Entretien avec Mounira Lourhzal

Dans le cadre de notre dossier sur le cancer et à l’occasion de la Journée mondiale contre le cancer, Vitavox Institute s’est penché sur le cancer du col de l’utérus et son évolution.

Afin d’enrichir cette réflexion et d’approfondir notre compréhension des dynamiques médiatiques autour de ce sujet complexe, nous avons sollicité l’expertise de Mounira Lourhzal. Elle a récemment consacré un article dans L’Économiste à cette problématique, où elle analyse les défis persistants, notamment en matière de vaccination anti-HPV, de dépistage et des pertes économiques liées aux retards vaccinaux. Nous avons ainsi voulu recueillir son point de vue sur les enjeux clés qu’elle a abordés, afin de nourrir davantage le débat et d’éclairer les actions à mettre en place.

Le manque de sensibilisation du public est l’un des principaux défis. Comment décririez-vous les obstacles rencontrés par les journalistes lorsqu’il s’agit de traiter un sujet aussi complexe que le cancer du col de l’utérus ?

L’enjeu de cet article est justement le manque de sensibilisation du public.  Non seulement le virus HPV prospère aux détriments de la santé publique mais ses conséquences budgétaires pressenties questionnent les politiques publiques. 

Pour cet article, la documentation de l’évolution de la campagne de vaccination a été le principal défi. En l’absence de statistiques ou leur non communication, il s’avère difficile de sortir une information confirmée et fiable. Cependant, la présence de bilan de l’OMS,  d’une société civile ouverte à la communication ainsi que des professionnels de la santé dans le secteur libéral, libres de toute hiérarchie permet d’avoir un regard empirique. Ainsi, il a fallu se déplacer dans le terrain pour tâter le pouls de l’opinion publique, réaliser des sondages de petites échelles -qui ne remplacent pas les données officielles- afin de refléter un tant soi peu l’ampleur du phénomène traité. 

La sensibilisation est faite ainsi in fine de la mission d’information de tout journaliste. 

L’absence de données fiables semble rendre le travail des journalistes encore plus difficile. Vous avez mentionné qu’il a fallu se rendre sur le terrain pour recueillir des données empiriques. Pouvez-vous nous parler de l’importance de cette approche et des défis liés à l’absence de statistiques officielles sur le vaccin ?

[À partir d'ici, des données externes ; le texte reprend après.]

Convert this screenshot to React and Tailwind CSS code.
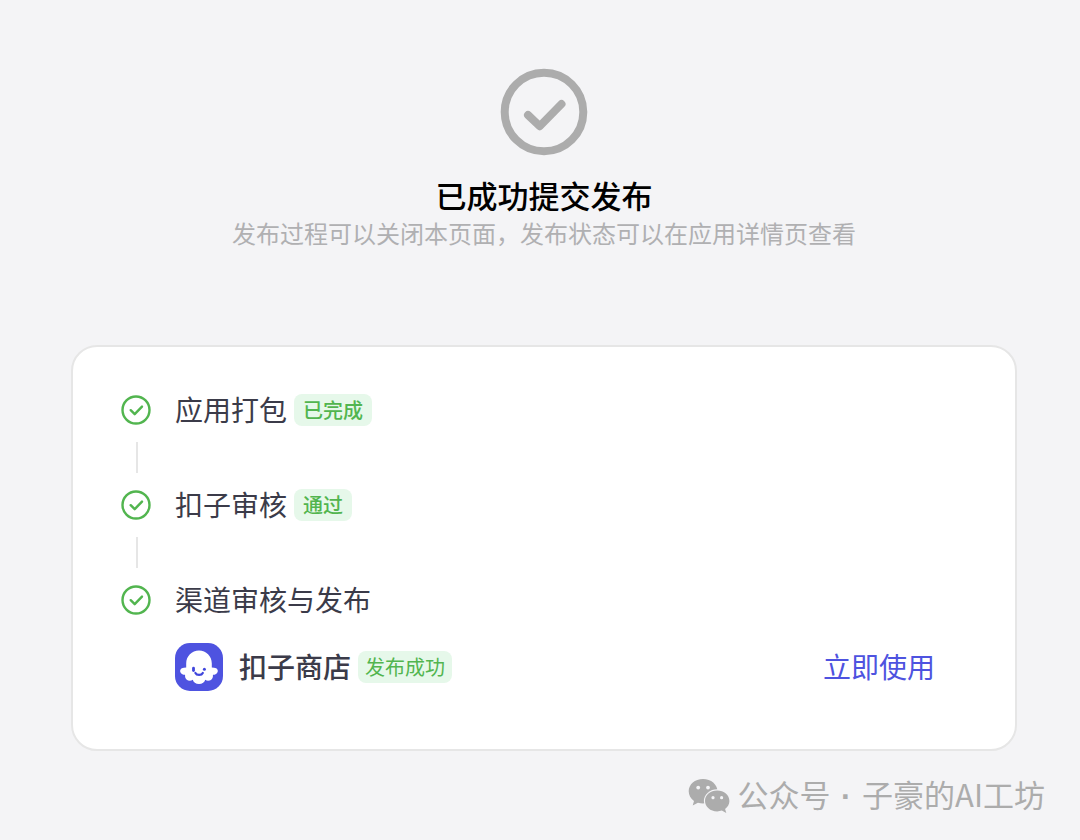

À l’exception d’une déclaration officielle basée sur des études employées dans le programme de vaccination anti-HPV, réalisées par la fondation Lalla Salma et le département de communication du ministère de la santé, et qui concluent une adhésion relativement positive, la perception générale des médecins et chercheurs reflète une méconnaissance du public de ce vaccin et d’un certain tabou qui ne saurait être considéré comme un frein sans une véritable campagne. Dans ce sens, l’association Dar Zhor avec son expérience de sensibilisation a confié que menu de bons arguments, on vient à bout des tabous. 

Les freins culturels sont ainsi dépendants des moyens de communication mobilisés mais aussi des leviers législatifs qui n’existent pas encore mais qui ont démontré leur efficacité dans d’autres cas et dans d’autres pays. 

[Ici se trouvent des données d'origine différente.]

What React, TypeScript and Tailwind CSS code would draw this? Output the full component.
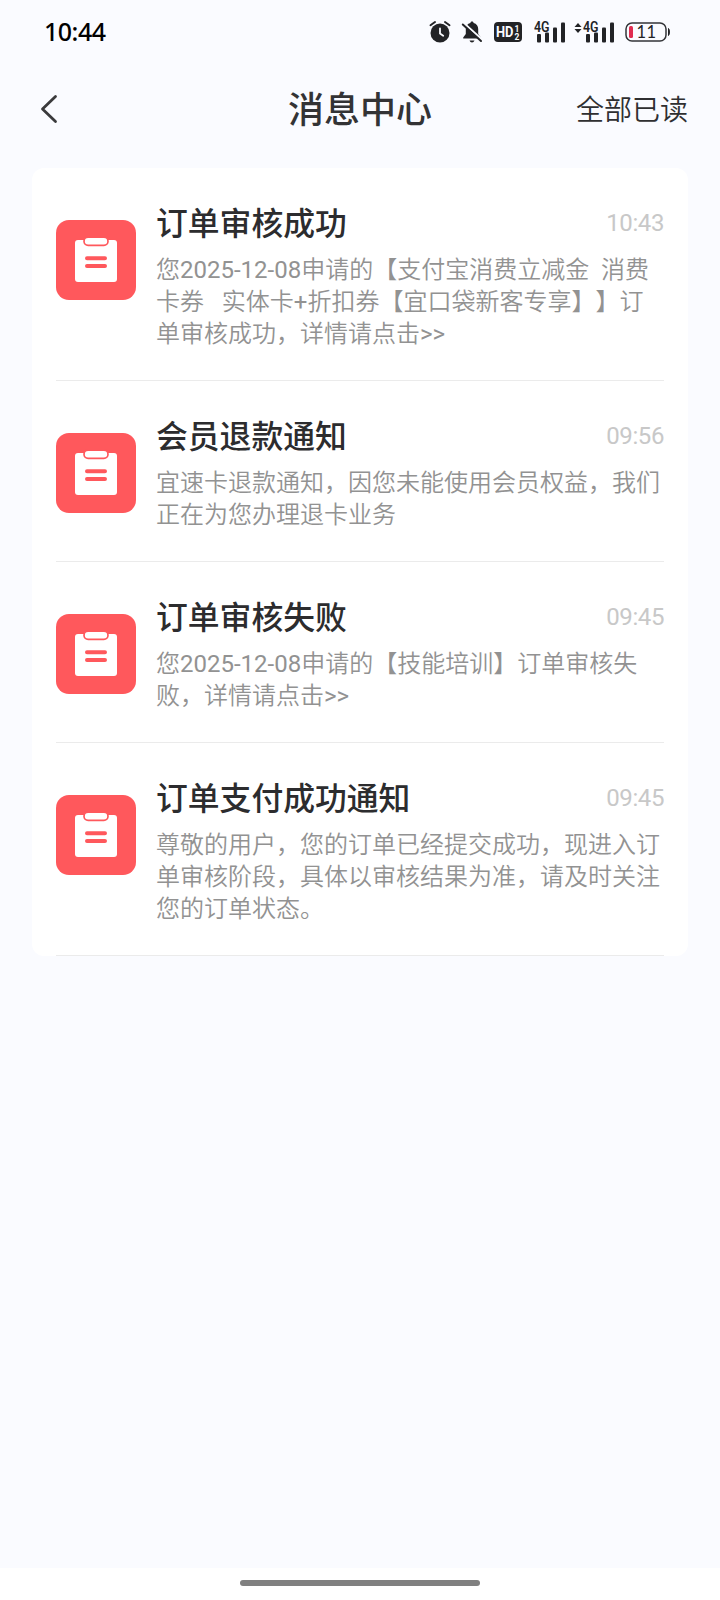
import React from 'react';

type Message = {
    id: number;
    title: string;
    time: string;
    content: string;
};

const messages: Message[] = [
    {
        id: 1,
        title: '订单审核成功',
        time: '10:43',
        content: '您2025-12-08申请的【支付宝消费立减金  消费\n卡券   实体卡+折扣券【宜口袋新客专享】】订\n单审核成功，详情请点击>>',
    },
    {
        id: 2,
        title: '会员退款通知',
        time: '09:56',
        content: '宜速卡退款通知，因您未能使用会员权益，我们\n正在为您办理退卡业务',
    },
    {
        id: 3,
        title: '订单审核失败',
        time: '09:45',
        content: '您2025-12-08申请的【技能培训】订单审核失\n败，详情请点击>>',
    },
    {
        id: 4,
        title: '订单支付成功通知',
        time: '09:45',
        content: '尊敬的用户，您的订单已经提交成功，现进入订\n单审核阶段，具体以审核结果为准，请及时关注\n您的订单状态。',
    },
];

const AlarmIcon = () => (
    <svg width="22" height="24" viewBox="0 0 22 24" fill="none">
        <circle cx="11" cy="13" r="9.5" fill="#222326" />
        <path d="M1.5 5.2 6 2M20.5 5.2 16 2" stroke="#222326" strokeWidth="2" strokeLinecap="round" />
        <path d="M11 8.5v5l3.2 2.2" stroke="#fafbff" strokeWidth="1.8" strokeLinecap="round" />
    </svg>
);

const MutedIcon = () => (
    <svg width="22" height="24" viewBox="0 0 22 24" fill="none">
        <path d="M11 1.5c1 0 1.6.6 1.6 1.5 3 .8 4.6 3 4.6 6v5l2.6 3.6v.9H2.2v-.9L4.8 14V9c0-3 1.6-5.2 4.6-6 0-.9.6-1.5 1.6-1.5Z" fill="#222326" />
        <path d="M8.5 20.5h5c-.5 1.3-1.4 1.9-2.5 1.9s-2-.6-2.5-1.9Z" fill="#222326" />
        <path d="M3 3.2 21.5 20" stroke="#fafbff" strokeWidth="2.2" />
        <path d="M1.8 4.5 20 21" stroke="#222326" strokeWidth="2" strokeLinecap="round" />
    </svg>
);

const HdIcon = () => (
    <svg width="28" height="20" viewBox="0 0 28 20">
        <rect width="28" height="20" rx="4" fill="#222326" />
        <g fill="#fafbff" className="font-['Roboto',sans-serif] font-bold">
            <text x="2" y="15" fontSize="14.5" textLength="17.5" lengthAdjust="spacingAndGlyphs">HD</text>
            <text x="20.5" y="9.5" fontSize="8.5">1</text>
            <text x="20.5" y="17.5" fontSize="8.5">2</text>
        </g>
    </svg>
);

const SignalIcon = ({ arrows = false }: { arrows?: boolean }) => (
    <svg width={arrows ? 41 : 32} height="24" viewBox={arrows ? '-9 0 41 24' : '0 0 32 24'}>
        {arrows && <path d="m-5 3 3.5 4h-7ZM-5 13l3.5-4h-7Z" fill="#222326" />}
        <g fill="#222326">
            <rect x="3" y="14" width="4" height="8.5" rx="1" />
            <rect x="11" y="12.5" width="4" height="10" rx="1" />
            <rect x="19" y="7.5" width="4" height="15" rx="1" />
            <rect x="27" y="2.5" width="4" height="20" rx="1" />
        </g>
        <text x="0" y="11.5" fontSize="14" fill="#222326" textLength="15.5" lengthAdjust="spacingAndGlyphs" className="font-['Roboto',sans-serif] font-semibold">4G</text>
    </svg>
);

const BatteryIcon = () => (
    <svg width="46" height="20" viewBox="0 0 46 20">
        <rect x="1" y="1" width="40" height="18" rx="6" fill="none" stroke="#333438" strokeWidth="1.5" />
        <rect x="4" y="4" width="4" height="12" rx="1.5" fill="#e02c50" />
        <path d="M43.5 6.5c1.2.8 1.2 6.2 0 7Z" fill="#222326" stroke="#222326" />
        <text x="11.5" y="16" fontSize="16.5" letterSpacing="0.5" fill="#222326" className="font-['Lato',sans-serif]">11</text>
    </svg>
);

const OrderIcon = () => (
    <svg width="80" height="80" viewBox="0 0 80 80" className="shrink-0">
        <rect width="80" height="80" rx="13" fill="#ff585c" />
        <rect x="19" y="20" width="42" height="42" rx="3" fill="#fff" />
        <rect x="28" y="17.2" width="24" height="8.2" rx="4.1" fill="#fff" stroke="#ff585c" strokeWidth="1.7" />
        <path d="M31 38.2h18M31 46h18" stroke="#ff585c" strokeWidth="4" strokeLinecap="round" />
    </svg>
);

const StatusBar = () => (
    <div className="flex h-16 items-center justify-between pr-[49px] pl-11">
        <span className="font-['Noto_Sans','Noto_Sans_CJK_SC',sans-serif] text-[25px] font-medium tracking-[-0.5px] text-black">10:44</span>
        <div className="flex items-center">
            <AlarmIcon />
            <div className="ml-2.5"><MutedIcon /></div>
            <div className="ml-[11px]"><HdIcon /></div>
            <div className="ml-3"><SignalIcon /></div>
            <div className="ml-2"><SignalIcon arrows /></div>
            <div className="ml-2.5"><BatteryIcon /></div>
        </div>
    </div>
);

const MessageItem = ({ message }: { message: Message }) => (
    <li className="mx-6 flex border-b border-[#ebebeb] pb-[30px]">
        <div className="mt-[52px] mr-5 h-20">
            <OrderIcon />
        </div>
        <div className="flex-1 pt-8">
            <div className="flex h-[46px] items-center justify-between">
                <h2 className="pt-0.5 text-[31.8px] leading-[46px] font-medium text-[#2c2c2e]">{message.title}</h2>
                <span className="text-2xl tracking-[-0.4px] text-[#c8c8c8]">{message.time}</span>
            </div>
            <p className="mt-2 font-['Roboto','Noto_Sans_CJK_SC_DemiLight','Noto_Sans_CJK_SC',sans-serif] text-2xl leading-8 whitespace-pre text-[#929292] [text-spacing-trim:space-all]">{message.content}</p>
        </div>
    </li>
);

const App = () => {
    return (
        <div className="flex h-[1600px] w-[720px] flex-col overflow-hidden bg-[#fafbff] font-['Roboto','Noto_Sans_CJK_SC',sans-serif]">
            <StatusBar />
            <header className="grid h-[104px] grid-cols-3 items-start px-8 pt-[21px]">
                <button className="flex h-12 items-center pl-2">
                    <svg width="18" height="30" viewBox="0 0 18 30" fill="none">
                        <path d="M15.5 2.5 2.5 15l13 12.5" stroke="#3a3a3c" strokeWidth="2.8" strokeLinecap="round" strokeLinejoin="round" />
                    </svg>
                </button>
                <h1 className="text-center text-4xl leading-[52px] font-medium text-[#333335]">消息中心</h1>
                <button className="text-right text-[28px] leading-[52px] font-[350] text-[#2f2f31]">全部已读</button>
            </header>
            <ul className="mx-8 rounded-xl bg-white">
                {messages.map(message => (
                    <MessageItem key={message.id} message={message} />
                ))}
            </ul>
            <div className="mt-auto flex h-8 justify-center bg-white pt-3">
                <div className="h-1.5 w-60 rounded-full bg-[#808080]" />
            </div>
        </div>
    );
};

export default App;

Vous soulignez également l’influence des médias dans la vulgarisation de l’information. Quelle est, selon vous, la responsabilité des médias dans l’accélération de la sensibilisation au vaccin anti-HPV ? Comment une meilleure collaboration avec les institutions publiques pourrait-elle renforcer cet effort, à la fois dans la vulgarisation et dans l’impact concret des campagnes de prévention ?

Je pense que les médias ont une grande influence dans la transmission de l’information de tout genre y compris la vaccination. La vulgarisation est de plus en plus importante dans le discours médiatique avec des médias qui s’adaptent de plus en plus aux formats les plus proches du grand public et les plus adaptés à la grande écoute / ou au plus grand lectorat. 

Le public marocain est de plus en plus à l’écoute d’une information franche, consciencieuse dans laquelle il se reconnaît. 

Quant à la collaboration avec les institutions publiques, les médias sont demandeurs et ne demandent qu’à être informés et répondus à mon humble avis. 

Conclusion

Cet entretien met en lumière la nécessité cruciale d’une communication transparente et adaptée pour sensibiliser le public aux enjeux du cancer du col de l’utérus et du vaccin anti-HPV. Face à des défis tels que le manque de données officielles et les tabous culturels, Mounira Lourhzal insiste sur le rôle indispensable des médias dans la vulgarisation de l’information. La collaboration étroite entre journalistes, institutions publiques et acteurs de la santé apparaît comme la clé pour transformer la prise de conscience en actions concrètes. Ainsi, en combinant rigueur journalistique et engagement citoyen, il devient possible de lever les barrières et de renforcer les campagnes de prévention, afin de mieux protéger la santé publique.